The exercise:
Go through the listing and copy each line with the string "styles".

Data segment:
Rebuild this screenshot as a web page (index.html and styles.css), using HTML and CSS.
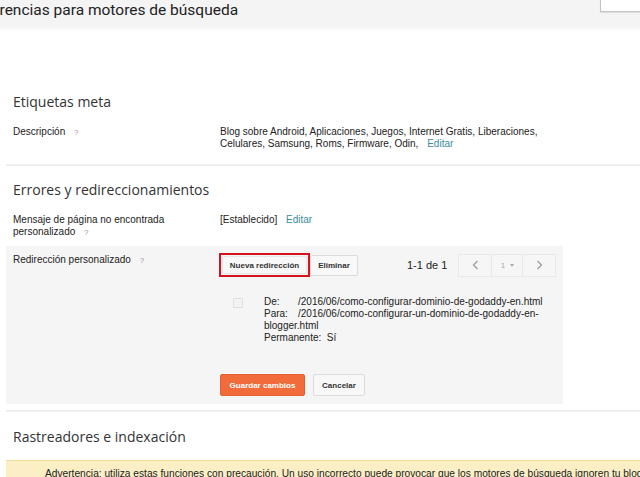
FILE: index.html
```html
<!DOCTYPE html>
<html lang="es">
  <head>
    <meta charset="UTF-8" />
    <meta name="viewport" content="width=device-width, initial-scale=1.0" />
    <title>Preferencias para motores de búsqueda</title>
    <link rel="stylesheet" href="styles.css">
  </head>

  <body>
    <!-- cabecera -->
    <div class="topbar">
      <h1 class="page-title">Preferencias para motores de búsqueda</h1>
      <div class="topbar-btn"></div>
    </div>

    <!-- etiquetas meta -->
    <div class="section section-meta">
      <h2 class="section-title">Etiquetas meta</h2>
      <div class="row">
        <div class="row-label">Descripción <span class="help">?</span></div>
        <div class="row-value">
          Blog sobre Android, Aplicaciones, Juegos, Internet Gratis, Liberaciones,<br>
          Celulares, Samsung, Roms, Firmware, Odin, <a class="link" href="#">Editar</a>
        </div>
      </div>
    </div>
    <div class="divider"></div>

    <!-- errores -->
    <div class="section section-errors">
      <h2 class="section-title">Errores y redireccionamientos</h2>
      <div class="row">
        <div class="row-label">Mensaje de página no encontrada<br>personalizado <span class="help">?</span></div>
        <div class="row-value">[Establecido] <a class="link" href="#">Editar</a></div>
      </div>
    </div>

    <div class="panel">
      <div class="panel-label">Redirección personalizado <span class="help">?</span></div>
      <div class="panel-body">
        <div class="toolbar">
          <div class="highlight"><button class="btn btn-new">Nueva redirección</button></div>
          <button class="btn btn-del">Eliminar</button>
          <span class="count">1-1 de 1</span>
          <div class="pager">
            <span class="pager-item">
              <svg width="7" height="10" viewBox="0 0 7 10"><path d="M5.5 1 L1.5 5 L5.5 9" fill="none" stroke="#999" stroke-width="1.2"/></svg>
            </span>
            <span class="pager-item pager-num">1 <span class="caret"></span></span>
            <span class="pager-item">
              <svg width="7" height="10" viewBox="0 0 7 10"><path d="M1.5 1 L5.5 5 L1.5 9" fill="none" stroke="#999" stroke-width="1.2"/></svg>
            </span>
          </div>
        </div>

        <div class="entry">
          <span class="check"></span>
          <div class="entry-text">
            <span class="key">De:</span>/2016/06/como-configurar-dominio-de-godaddy-en.html<br>
            <span class="key">Para:</span>/2016/06/como-configurar-un-dominio-de-godaddy-en-<br>
            blogger.html<br>
            Permanente:&nbsp; Sí
          </div>
        </div>

        <div class="actions">
          <button class="btn btn-save">Guardar cambios</button>
          <button class="btn btn-cancel">Cancelar</button>
        </div>
      </div>
    </div>
    <div class="divider divider-low"></div>

    <!-- rastreadores -->
    <div class="section section-crawl">
      <h2 class="section-title">Rastreadores e indexación</h2>
    </div>
    <div class="warning">
      Advertencia: utiliza estas funciones con precaución. Un uso incorrecto puede provocar que los motores de búsqueda ignoren tu blog.
    </div>
  </body>
</html>
```

FILE: styles.css
```css
* {
  box-sizing: border-box;
}
html,
body {
  margin: 0;
  padding: 0;
  overflow: hidden;
}
body {
  font-family: "Liberation Sans", Arial, sans-serif;
  font-size: 10px;
  color: #222;
  background: #fff;
}

/* cabecera */
.topbar {
  height: 32px;
  display: flex;
  align-items: flex-start;
  background: linear-gradient(#f4f4f4 0, #f4f4f4 26px, #fff 32px);
}
.page-title {
  margin: 0 0 0 -37px;
  font-family: Roboto, "Liberation Sans", sans-serif;
  font-weight: 400;
  font-size: 15.5px;
  line-height: 20px;
  color: #222;
  white-space: nowrap;
}
.topbar-btn {
  margin-left: auto;
  width: 40px;
  height: 12px;
  background: #fff;
  border: 1px solid #c4c4c4;
  border-top: 0;
  border-right: 0;
  box-shadow: 0 1px 1px rgba(0, 0, 0, 0.08);
}

/* secciones */
.section {
  padding-left: 13px;
}
.section-title {
  margin: 0;
  font-family: "Open Sans", sans-serif;
  font-weight: 400;
  font-size: 14px;
  line-height: 20px;
  color: #333;
}
.section-meta {
  padding-top: 60px;
}
.section-errors {
  padding-top: 14px;
}
.section-crawl {
  padding-top: 15px;
}
.row {
  display: grid;
  grid-template-columns: 207px 1fr;
  margin-top: 14px;
  line-height: 12px;
}
.help {
  margin-left: 6px;
  font-size: 8px;
  color: #999;
}
.link {
  margin-left: 6px;
  color: #3a8c9c;
  text-decoration: none;
}
.divider {
  margin: 14px 0 0 6px;
  border-top: 2px solid #eee;
}
.divider-low {
  margin-top: 6px;
}

/* redirecciones */
.panel {
  display: grid;
  grid-template-columns: 213px 1fr;
  width: 557px;
  margin: 7px 0 0 6px;
  padding: 7px 0 8px 0;
  background: #f5f5f5;
}
.panel-label {
  padding: 1px 0 0 7px;
  line-height: 12px;
}
.toolbar {
  display: flex;
  align-items: center;
  height: 24px;
}
.btn {
  font-family: "Liberation Sans", Arial, sans-serif;
  font-size: 8px;
  font-weight: bold;
  color: #333;
  background: #f8f8f8;
  border: 1px solid #dcdcdc;
  border-radius: 2px;
  padding: 0;
  cursor: pointer;
}
.highlight {
  width: 91px;
  height: 24px;
  border: 2px solid #d4141c;
  padding: 1px;
  display: flex;
}
.btn-new {
  flex: 1;
  border-color: #e6e6e6;
}
.btn-del {
  width: 48px;
  height: 21px;
}
.count {
  margin-left: 49px;
  font-size: 11px;
  color: #222;
}
.pager {
  display: flex;
  margin-left: 11px;
  height: 23px;
  border: 1px solid #e8e8e8;
  background: #f6f6f6;
}
.pager-item {
  width: 32px;
  display: flex;
  align-items: center;
  justify-content: center;
}
.pager-num {
  border-left: 1px solid #e8e8e8;
  border-right: 1px solid #e8e8e8;
  color: #aaa;
  font-size: 8px;
  gap: 5px;
}
.caret {
  width: 0;
  height: 0;
  border-left: 2.5px solid transparent;
  border-right: 2.5px solid transparent;
  border-top: 3px solid #aaa;
}
.entry {
  display: flex;
  margin: 19px 0 0 14px;
  line-height: 12px;
}
.check {
  width: 10px;
  height: 10px;
  margin-top: 2px;
  border: 1px solid #e0e0e0;
  background: #f2f2f2;
}
.entry-text {
  margin-left: 21px;
  color: #222;
}
.key {
  display: inline-block;
  width: 34px;
}
.actions {
  display: flex;
  gap: 8px;
  margin-top: 30px;
  padding-left: 1px;
}
.btn-save {
  width: 85px;
  height: 22px;
  background: #f26b3a;
  border-color: #e4602f;
  color: #fff;
}
.btn-cancel {
  width: 52px;
  height: 22px;
}

/* aviso */
.warning {
  margin: 13px 0 0 6px;
  padding: 7px 0 10px 39px;
  background: #fcefc6;
  border-top: 1px solid #f0dc9c;
  font-size: 10.2px;
  line-height: 12px;
  white-space: nowrap;
  color: #222;
}
```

Task response:
Rebuild this screenshot as a web page (index.html and styles.css), using HTML and CSS.
    <link rel="stylesheet" href="styles.css">
FILE: styles.css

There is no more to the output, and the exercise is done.